Thermally assisted magnetization reversal of a magnetic nanoparticle driven by a down-chirp microwave field pulse
Category:- Journal; Year:- 2021
Discipline:- Physics Discipline
School:- Science, Engineering & Technology School
Fast magnetization reversal of a single-domain magnetic nanoparticle can be achieved by a linear down-chirp microwave field pulse (DCMWP) in zero temperature limit. Certain requirements for the microwave wave amplitude, chirp rate, and initial frequency have to be satisfied for the reversal. However, the generation of such DCMWP in practice is a challenging issue, and the finite temperature is ubiquitous in practice. Here, we study the effect of finite temperature on DCMWP-induced magnetization reversal based on the stochastic Landau-Lifshitz-Gilbert equation. It is found that the DCMWP with significantly smaller amplitude, chirp rates, and initial frequency induces fast and more energy efficient magnetization reversal.
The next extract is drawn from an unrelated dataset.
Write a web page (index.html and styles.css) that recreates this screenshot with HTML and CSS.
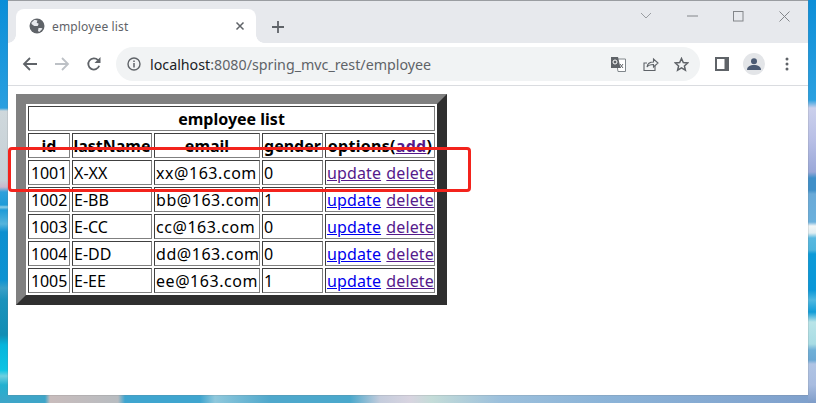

The critical temperature, which is defined as the maximal temperature at which fast and energy-efficient reversal is valid, increases with enlarging the system size and hence a wide operating temperature above room temperature is possible in reality. It is because the energy barrier/thermal stability increases with the volume of the system, but the effective magnetization decreases with temperature, which induces faster magnetization reversal. These findings may provide a way to realize low-cost and fast magnetization reversal with a wide operating temperature.